- PROMPT:
Using the listing below, report all lines holding the word "index".

- COLLECTED DATA:
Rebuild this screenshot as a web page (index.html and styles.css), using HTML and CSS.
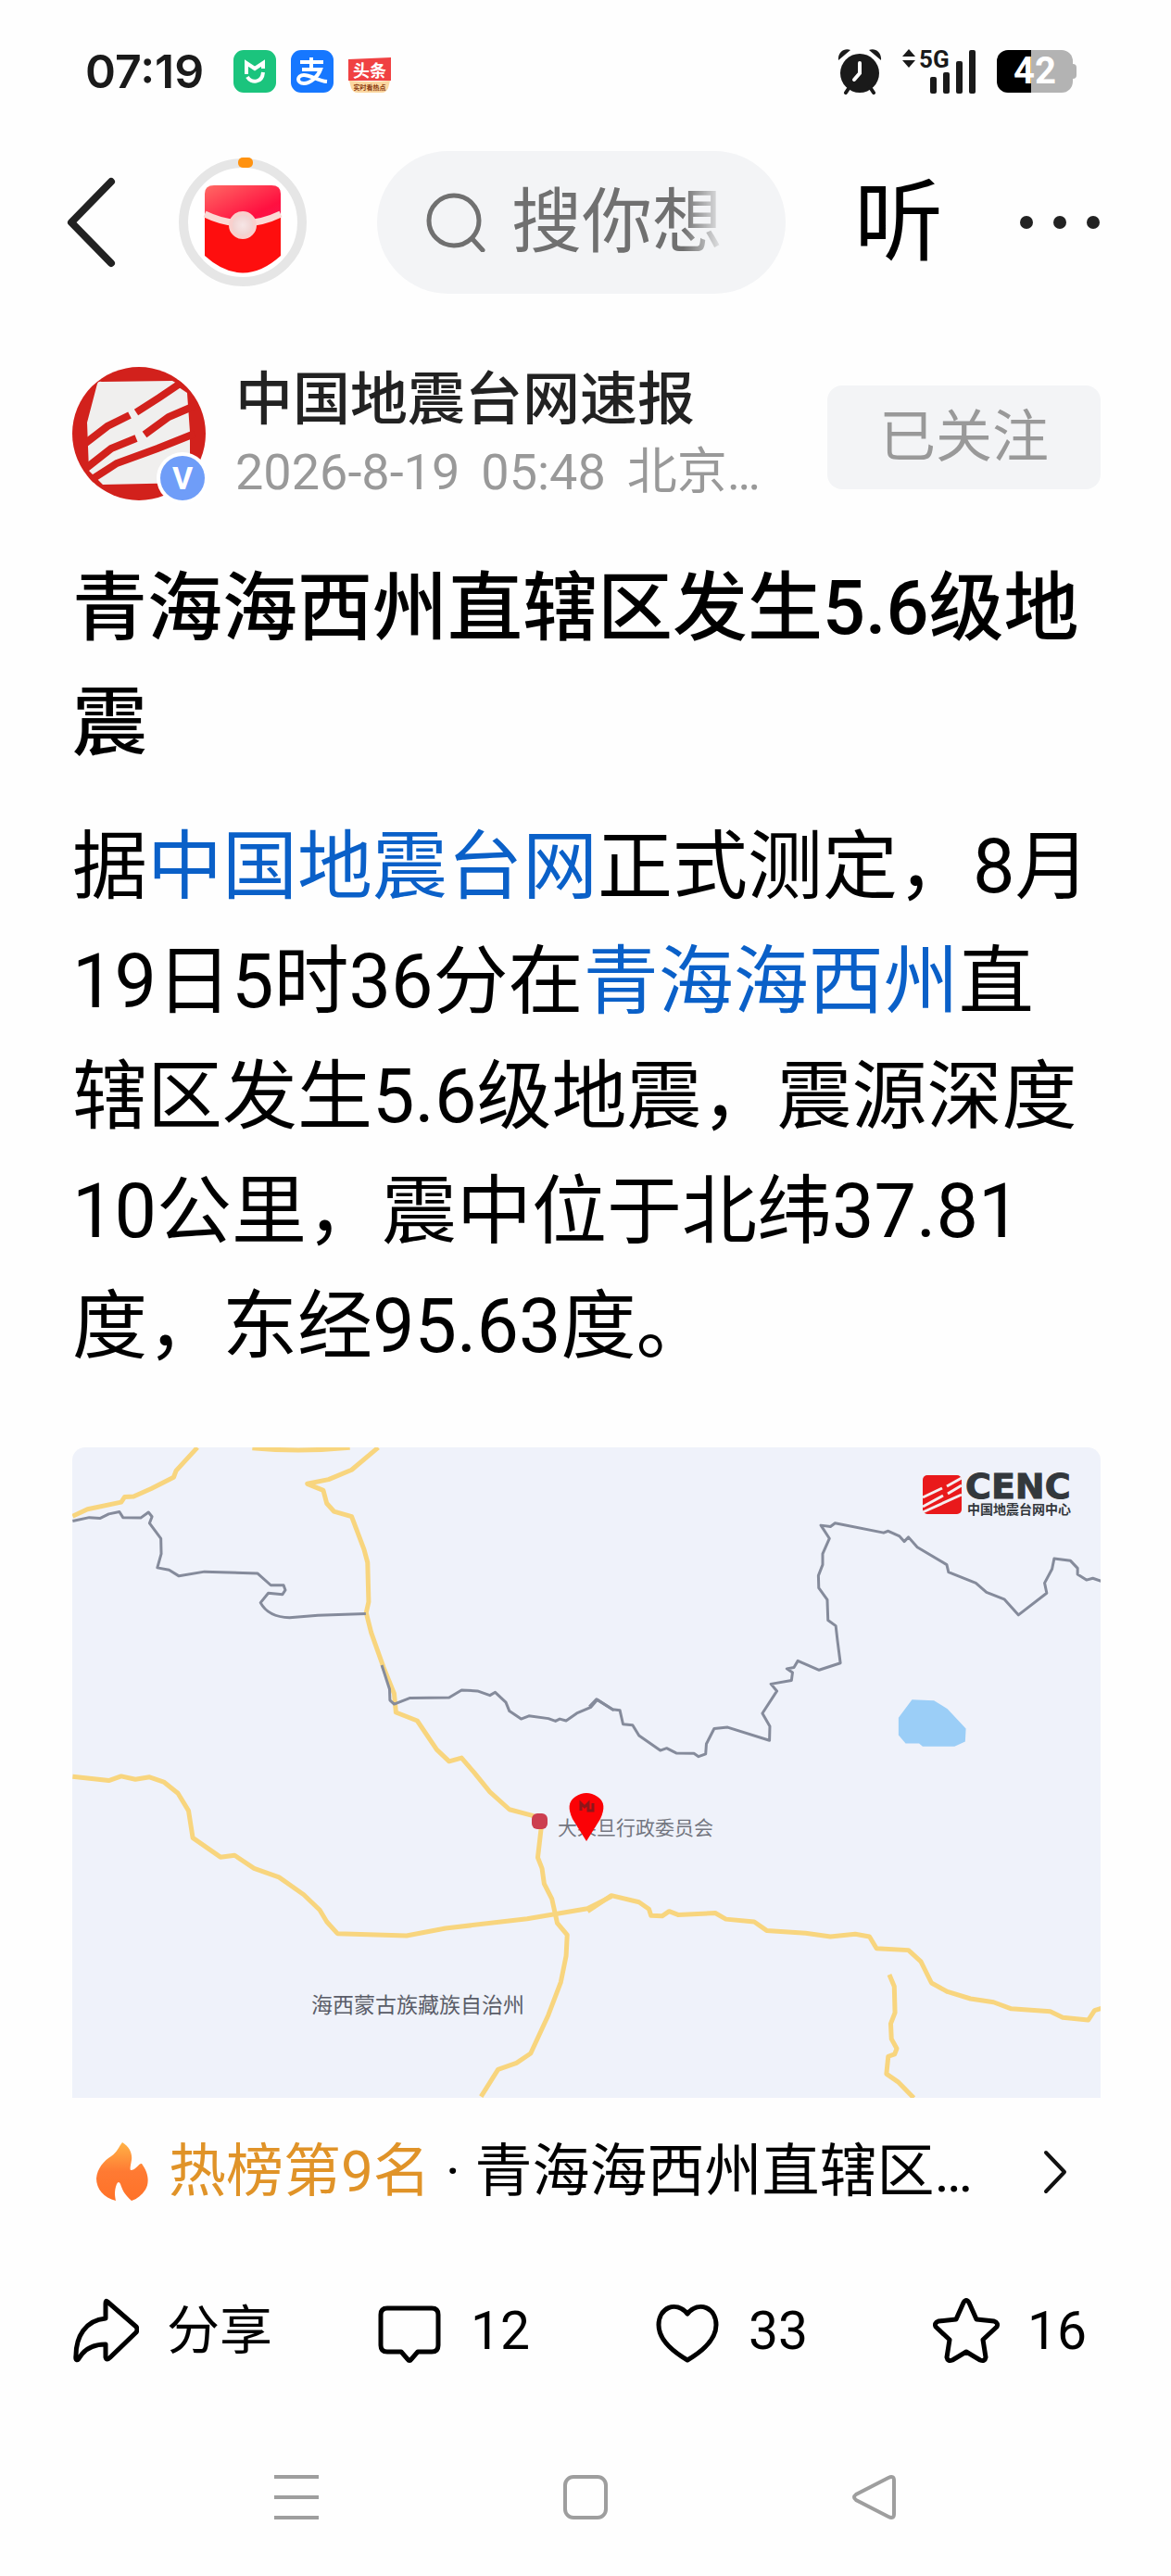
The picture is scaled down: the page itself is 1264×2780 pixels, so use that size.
FILE: index.html
```html
<!DOCTYPE html>
<html lang="zh-CN">
<head>
<meta charset="utf-8">
<meta name="viewport" content="width=device-width, initial-scale=1">
<title>青海海西州直辖区发生5.6级地震</title>
<link rel="stylesheet" href="styles.css">
</head>
<body>
<div class="status">
  <div class="status-group">
    <time class="clock">07:19</time>
    <svg class="app-icon" viewBox="0 0 46 46" aria-hidden="true">
      <rect width="46" height="46" rx="11" fill="#1bc47d"/>
      <path d="M14 26V14l9 6 9-6v6" fill="none" stroke="#fff" stroke-width="4"/>
      <path d="M15 29c4 7 16 7 17-5" fill="none" stroke="#fff" stroke-width="4"/>
    </svg>
    <svg class="app-icon" viewBox="0 0 46 46" aria-hidden="true">
      <rect width="46" height="46" rx="11" fill="#1677ff"/>
      <path d="M10 13h25M22 8v13M12 21h20c-3 8-11 15-18 15-8 0-8-9 0-9 7 0 15 6 25 7" fill="none" stroke="#fff" stroke-width="4"/>
    </svg>
    <svg class="app-icon" viewBox="0 0 46 46" aria-hidden="true">
      <path d="M0 10L46 8V33H0z" fill="#f04142"/>
      <path d="M1 33Q23 35 45 33L43 41Q41 46 36 46H10Q5 46 3 41z" fill="#fbd7a0"/>
      <text x="23" y="29" class="toutiao-name">头条</text>
      <text x="23" y="43" class="toutiao-tag">实时看热点</text>
    </svg>
  </div>
  <div class="status-group">
    <svg class="alarm" viewBox="0 0 48 50" aria-label="闹钟">
      <circle cx="24" cy="27" r="21" fill="#1a1a1a"/>
      <path d="M13 42l-4 6M35 42l4 6" stroke="#1a1a1a" stroke-width="4" stroke-linecap="round"/>
      <path d="M1 13C0 4 8-1 14 2zM47 13C48 4 40-1 34 2z" fill="#1a1a1a"/>
      <path d="M24 16v11l-6 7" fill="none" stroke="#fff" stroke-width="4" stroke-linecap="round"/>
    </svg>
    <svg class="signal" viewBox="0 0 80 48" aria-label="5G信号">
      <path d="M0 8l7-8 7 8zM0 12h14l-7 8z" fill="#1a1a1a"/>
      <text x="18" y="20" class="signal-text">5G</text>
      <g fill="#1a1a1a">
        <rect x="30" y="30" width="7" height="18" rx="2"/>
        <rect x="44" y="25" width="7" height="23" rx="2"/>
        <rect x="58" y="13" width="7" height="35" rx="2"/>
        <rect x="72" y="1" width="7" height="47" rx="2"/>
      </g>
    </svg>
    <div class="battery">42</div>
  </div>
</div>

<nav class="topbar">
  <button class="icon-btn" aria-label="返回">
    <svg width="52" height="98" viewBox="0 0 52 98"><path d="M48 5L5 49l43 44" fill="none" stroke="#222" stroke-width="8" stroke-linecap="round" stroke-linejoin="round"/></svg>
  </button>
  <button class="icon-btn" aria-label="红包">
    <svg width="138" height="138" viewBox="0 0 138 138">
      <defs>
        <linearGradient id="flap" x1="0" y1="0" x2="1" y2="1"><stop offset="0" stop-color="#ff6a64"/><stop offset=".7" stop-color="#ff1040"/><stop offset="1" stop-color="#fa1450"/></linearGradient>
        <radialGradient id="knob"><stop offset="0" stop-color="#f6e6e6"/><stop offset="1" stop-color="#f0cfcd"/></radialGradient>
      </defs>
      <circle cx="69" cy="69" r="64" fill="#fff" stroke="#e6e6e6" stroke-width="10"/>
      <rect x="64" y="-1" width="16" height="11" rx="5" fill="#ff9210"/>
      <path d="M28 62V105Q69 142 110 105V62z" fill="#fe0e0e"/>
      <path d="M28 60V38Q28 29 38 29H100Q110 29 110 38V60Q69 83 28 60z" fill="url(#flap)"/>
      <path d="M28 60Q69 80 110 60" fill="none" stroke="#fbd9d5" stroke-width="7"/>
      <circle cx="69" cy="72" r="13" fill="url(#knob)" stroke="#f9d0cd" stroke-width="4"/>
    </svg>
  </button>
  <label class="search">
    <svg width="64" height="64" viewBox="0 0 64 64" aria-hidden="true"><circle cx="30" cy="30" r="27" fill="none" stroke="#707070" stroke-width="5"/><path d="M50 50l11 12" stroke="#707070" stroke-width="5" stroke-linecap="round"/></svg>
    <input type="text" placeholder="搜你想" aria-label="搜索">
  </label>
  <button class="listen">听</button>
  <button class="icon-btn" aria-label="更多">
    <svg width="86" height="16" viewBox="0 0 86 16" fill="#222"><circle cx="7" cy="8" r="7"/><circle cx="43" cy="8" r="7"/><circle cx="79" cy="8" r="7"/></svg>
  </button>
</nav>

<main class="article">
  <header class="author">
    <svg class="avatar" viewBox="0 0 144 144" aria-label="中国地震台网">
      <clipPath id="avatar-clip"><circle cx="72" cy="72" r="72"/></clipPath>
      <g clip-path="url(#avatar-clip)">
        <rect width="144" height="144" fill="#d2211c"/>
        <path d="M27 18Q28 15 32 16L108 15Q113 17 112 20L124 28 127 70V125L33 127 18 112 16 60z" fill="#f0efee"/>
        <g fill="none" stroke="#d2211c" stroke-width="8">
          <path d="M69 49L94 33 128 10"/>
          <path d="M12 84L38 64 62 52"/>
          <path d="M14 110L42 88 69 77M78 73L104 54 132 42"/>
          <path d="M14 126L48 104 92 88 132 72"/>
        </g>
      </g>
      <circle cx="119" cy="120" r="28" fill="#fff"/>
      <circle cx="119" cy="120" r="24" fill="#6f9df8"/>
      <text x="119" y="132" class="badge-text">V</text>
    </svg>
    <div class="author-info">
      <a class="author-name" href="#author">中国地震台网速报</a>
      <div class="author-meta"><span>2026-8-19</span><span>05:48</span><span>北京…</span></div>
    </div>
    <button class="follow">已关注</button>
  </header>

  <h1>青海海西州直辖区发生5.6级地震</h1>
  <p class="body">据<a href="#cenc">中国地震台网</a>正式测定，8月19日5时36分在<a href="#haixi">青海海西州</a>直辖区发生5.6级地震，震源深度10公里，震中位于北纬37.81度，东经95.63度。</p>

  <svg class="map" viewBox="0 0 1110 702" role="img" aria-label="震中位置图">
    <rect width="1110" height="702" fill="#eff2fa"/>
    <g fill="none" stroke-linejoin="round">
      <g transform="translate(-18 -22) scale(.3827 .4717)">
        <g stroke="#f8d57e" stroke-width="5">
          <path vector-effect="non-scaling-stroke" d="M48 204L90 188 185 172 195 160 220 159 270 141 333 115 340 100 400 47M555 48Q690 58 830 47M910 47L835 98 770 120 710 130 755 145 765 175 785 193 835 205 870 280 880 310 883 400 876 425 890 470 925 550 955 610 960 653 1020 672 1075 738 1110 765 1145 757 1180 790 1225 835 1280 875 1350 890"/>
          <path vector-effect="non-scaling-stroke" d="M1370 915L1360 985 1372 1010 1378 1045 1400 1080 1415 1135 1443 1162 1440 1210 1425 1270 1390 1345 1340 1433 1300 1455 1248 1470 1200 1532"/>
          <path vector-effect="non-scaling-stroke" d="M48 800L150 809 185 799 225 806 265 801 305 812 345 838 375 878 387 940 465 984 505 980 560 1010 630 1030 700 1070 745 1105 765 1132 795 1159 990 1164 1100 1147 1330 1125 1500 1102 1568 1074"/>
        </g>
        <path vector-effect="non-scaling-stroke" stroke="#858b9b" stroke-width="3" d="M48 215L95 207 125 209 150 199 180 194 190 207 240 208 262 195 272 205 265 220 297 255 298 290 287 322 320 327 348 341 420 331 570 335 607 362 643 362 648 373 640 383 600 380 578 402 Q600 435 660 436L740 431 875 427 M920 545L942 600 943 625 955 634 1000 620 1110 619 1145 602 1190 604 1225 614 1240 607 1270 630 1280 650 1313 668 1335 661 1390 667 1410 673 1422 668 1440 672 1470 655 1510 641 1528 624 1575 648"/>
      </g>
      <g transform="translate(562 -22) scale(.3827 .4717)">
        <g stroke="#f8d57e" stroke-width="5">
          <path vector-effect="non-scaling-stroke" d="M-15 1108L52 1072 130 1087 158 1103 164 1118 195 1119 215 1108 240 1116 345 1112 375 1126 455 1132 490 1152 600 1158 670 1166 740 1160 780 1166 800 1193 890 1197 925 1223 955 1272 1000 1292 1065 1308 1130 1316 1180 1331 1290 1337 1325 1351 1397 1357 1415 1335 1435 1330"/>
          <path vector-effect="non-scaling-stroke" d="M836 1253L850 1280 852 1340 840 1365 842 1400 857 1422 851 1435 833 1440 828 1480 860 1498 905 1535"/>
        </g>
        <path vector-effect="non-scaling-stroke" stroke="#858b9b" stroke-width="3" d="M-10 640L10 623 55 646 76 648 85 680 112 682 130 706 190 740 208 735 235 746 285 747 298 754 318 748 320 725 342 690 380 687 498 717 499 685 478 655 519 604 502 588 560 580 563 562 547 553 567 550 578 535 638 556 698 540 690 490 685 455 663 442 661 395 637 368 636 340 648 315 648 290 667 255 643 225 670 228 683 220 820 242 833 238 865 250 878 262 890 252 915 275 998 315 1003 332 1080 357 1110 378 1160 394 1200 430 1280 380 1274 357 1295 325 1301 301 1347 306 1367 323 1367 337 1392 350 1410 346 1435 353"/>
        <path fill="#9bcef7" d="M862 665L900 624 962 626 1000 645 1052 690 1050 720 1020 731 930 731 920 724 882 724 862 705z"/>
      </g>
    </g>
    <rect x="496" y="395" width="17" height="17" rx="6" fill="#cc3f50"/>
    <text x="524" y="418" class="place">大柴旦行政委员会</text>
    <text x="258" y="610" class="region">海西蒙古族藏族自治州</text>
    <path d="M555 425L540 401Q532 384 543 377 555 369 567 377 578 384 570 401z" fill="#fb0206"/>
    <path d="M549 392v-8l4 4 4-4v8h5v-8" fill="none" stroke="#8d1619" stroke-width="3"/>
    <rect x="918" y="30" width="42" height="42" rx="5" fill="#e9191b"/>
    <path d="M918 54l21-10M944 42l16-9M918 64l22-12M945 50l15-9M918 70l42-19" stroke="#f4eef0" stroke-width="3"/>
    <text x="964" y="55" class="cenc">CENC</text>
    <text x="966" y="72" class="cenc-sub">中国地震台网中心</text>
  </svg>

  <a class="hot" href="#hot">
    <svg class="flame" width="56" height="64" viewBox="0 0 56 64" aria-hidden="true">
      <defs><linearGradient id="fire" x1="0" y1="0" x2="0" y2="1"><stop offset="0" stop-color="#ffb347"/><stop offset=".5" stop-color="#ff7a33"/><stop offset="1" stop-color="#ff7228"/></linearGradient></defs>
      <path d="M28 0C36 5 39 12 38 19 37 25 36 29 37 30 43 30 46 22 49 23 57 34 57 44 53 51 49 57 44 61 38 63 30 56 28 51 26 45Q24 41 22 45C19 53 20 58 21 63 8 60 0 50 0 39 1 28 8 20 16 15 23 10 24 5 28 0z" fill="url(#fire)"/>
    </svg>
    <span class="hot-rank">热榜第9名</span>
    <span class="hot-title">·&nbsp;青海海西州直辖区…</span>
    <svg class="chevron" width="26" height="48" viewBox="0 0 26 48" aria-hidden="true"><path d="M3 3l20 21L3 45" fill="none" stroke="#111" stroke-width="4" stroke-linecap="round" stroke-linejoin="round"/></svg>
  </a>

  <div class="actions">
    <button class="action">
      <svg viewBox="0 0 72 72"><path d="M38 4Q36 2 36 6V22C14 24 4 42 4 62 3 68 6 68 8 64 14 54 24 50 36 50V64Q37 68 41 64L69 37Q71 34 69 31z"/></svg>
      <span>分享</span>
    </button>
    <button class="action">
      <svg viewBox="0 0 72 72"><path d="M12 11H60Q67 11 67 18V51Q67 58 60 58H45L38 66Q36 69 34 66L27 58H12Q5 58 5 51V18Q5 11 12 11z"/></svg>
      <span>12</span>
    </button>
    <button class="action">
      <svg viewBox="0 0 72 72"><path d="M36 17C23 2 5 11 5 29 5 44 19 57 36 67 53 57 67 44 67 29 67 11 49 2 36 17z"/></svg>
      <span>33</span>
    </button>
    <button class="action">
      <svg viewBox="0 0 72 72"><path d="M33 5Q36 0 39 5L47 23 66 25Q71 27 69 31L54 45 57 64Q56 69 51 67L36 58 21 67Q16 69 15 64L18 45 3 31Q1 27 6 25L25 23z"/></svg>
      <span>16</span>
    </button>
  </div>
</main>

<nav class="sysbar">
  <button class="icon-btn" aria-label="最近任务"><svg viewBox="0 0 48 48"><path d="M0 2h48M0 24h48M0 46h48"/></svg></button>
  <button class="icon-btn" aria-label="主屏幕"><svg viewBox="0 0 48 48"><rect x="2" y="2" width="44" height="44" rx="9"/></svg></button>
  <button class="icon-btn" aria-label="返回"><svg viewBox="0 0 48 48"><path d="M39 3Q45 0 45 6V42Q45 48 39 45L4 27Q0 24 4 21z"/></svg></button>
</nav>
</body>
</html>
```
FILE: styles.css
```css
* {
  box-sizing: border-box;
}

body {
  margin: 0;
  background: #fefefe;
  color: #000;
  font-family: Roboto, "Noto Sans CJK SC", sans-serif;
}

button {
  border: 0;
  padding: 0;
  background: none;
  color: inherit;
  font: inherit;
}

a {
  color: inherit;
  text-decoration: none;
}

svg {
  display: block;
  flex: none;
}

.icon-btn {
  flex: none;
}

.icon-btn svg {
  overflow: visible;
}

/* Status bar */
.status {
  display: flex;
  justify-content: space-between;
  align-items: center;
  height: 154px;
  padding: 0 106px 0 92px;
  color: #1a1a1a;
}

.status-group {
  display: flex;
  align-items: center;
  gap: 16px;
}

.clock {
  min-width: 144px;
  font: 600 50px/1 Inter, sans-serif;
}

.app-icon {
  width: 46px;
  height: 46px;
}

.toutiao-name {
  fill: #fff;
  font-size: 18px;
  font-weight: 700;
  text-anchor: middle;
}

.toutiao-tag {
  fill: #8a3a10;
  font-size: 7px;
  font-weight: 700;
  text-anchor: middle;
}

.alarm {
  width: 48px;
  height: 50px;
}

.signal {
  width: 80px;
  height: 48px;
  margin: 0 6px;
  overflow: visible;
}

.signal-text {
  fill: #1a1a1a;
  font-size: 26px;
  font-weight: 700;
}

.battery {
  position: relative;
  width: 82px;
  height: 46px;
  border-radius: 12px;
  background: linear-gradient(90deg, #000 45%, #b3b3b3 45%);
  color: #fff;
  font: 700 40px/46px Roboto, sans-serif;
  text-align: center;
}

.battery::after {
  content: "";
  position: absolute;
  left: 100%;
  top: 15px;
  width: 4px;
  height: 16px;
  border-radius: 0 4px 4px 0;
  background: #b3b3b3;
}

/* Top bar */
.topbar {
  display: flex;
  align-items: center;
  gap: 69px;
  margin-top: 9px;
  padding: 0 77px 0 72px;
}

.search {
  display: flex;
  flex: 1;
  align-items: center;
  gap: 28px;
  min-width: 0;
  height: 154px;
  margin: 0 5px 0 7px;
  padding: 0 64px 0 53px;
  border-radius: 77px;
  background: #f3f4f6;
}

.search input {
  flex: 1;
  min-width: 0;
  height: 110px;
  padding: 0;
  border: 0;
  outline: 0;
  background: none;
  font: 400 76px/110px Roboto, "Noto Sans CJK SC", sans-serif;
  -webkit-mask-image: linear-gradient(90deg, #000 80%, transparent);
  mask-image: linear-gradient(90deg, #000 80%, transparent);
}

.search input::placeholder {
  color: #707070;
  opacity: 1;
}

.listen {
  width: 110px;
  font-size: 96px;
  line-height: 120px;
  text-align: left;
}

/* Article */
.article {
  padding: 0 76px 0 78px;
}

.author {
  display: flex;
  align-items: center;
  gap: 32px;
  margin-top: 70px;
}

.avatar {
  width: 144px;
  height: 144px;
  overflow: visible;
}

.badge-text {
  fill: #fff;
  font-size: 34px;
  font-weight: 700;
  text-anchor: middle;
}

.author-info {
  display: flex;
  flex: 1;
  flex-direction: column;
  min-width: 0;
  padding-top: 6px;
}

.author-name {
  color: #222;
  font-size: 62px;
  font-weight: 500;
  line-height: 78px;
}

.author-meta {
  display: flex;
  gap: 23px;
  color: #999;
  font-size: 54px;
  line-height: 78px;
  white-space: nowrap;
}

.follow {
  flex: none;
  width: 295px;
  height: 112px;
  margin-top: 8px;
  border-radius: 16px;
  background: #f3f4f6;
  color: #999;
  font-size: 61px;
  line-height: 112px;
}

h1 {
  margin: 46px 0 0;
  font-size: 81px;
  font-weight: 500;
  line-height: 124px;
}

.body {
  margin: 31px 0 0;
  font-size: 81px;
  line-height: 124px;
}

.body a {
  color: #0a60c8;
}

.map {
  width: 100%;
  height: auto;
  margin-top: 68px;
  border-radius: 14px 14px 0 0;
}

.place {
  fill: #737680;
  font-size: 21px;
}

.region {
  fill: #5a5d68;
  font-size: 23px;
}

.cenc {
  fill: #33383c;
  stroke: #33383c;
  stroke-width: 1px;
  font: 700 38px "DejaVu Sans", sans-serif;
}

.cenc-sub {
  fill: #33383c;
  font-size: 14px;
  font-weight: 700;
}

.hot {
  display: flex;
  align-items: center;
  height: 80px;
  margin-top: 40px;
  padding: 0 36px 0 26px;
  font-size: 62px;
  line-height: 72px;
  white-space: nowrap;
}

.hot-rank {
  margin: 0 16px 0 22px;
  color: #e09328;
}

.hot-title {
  flex: 1;
}

.actions {
  display: grid;
  grid-template-columns: 328fr 300fr 301fr 181fr;
  margin-top: 96px;
}

.action {
  display: flex;
  align-items: center;
  gap: 30px;
  height: 72px;
  font-size: 57px;
  line-height: 72px;
  white-space: nowrap;
}

.action svg {
  width: 72px;
  height: 72px;
  fill: none;
  stroke: #000;
  stroke-width: 5px;
  stroke-linejoin: round;
}

/* System navigation */
.sysbar {
  display: flex;
  justify-content: center;
  gap: 264px;
  margin-top: 119px;
  padding-bottom: 61px;
}

.sysbar svg {
  width: 48px;
  height: 48px;
  fill: none;
  stroke: #9e9e9e;
  stroke-width: 4px;
}
```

- RESULT OF THIS EXERCISE:
Rebuild this screenshot as a web page (index.html and styles.css), using HTML and CSS.
FILE: index.html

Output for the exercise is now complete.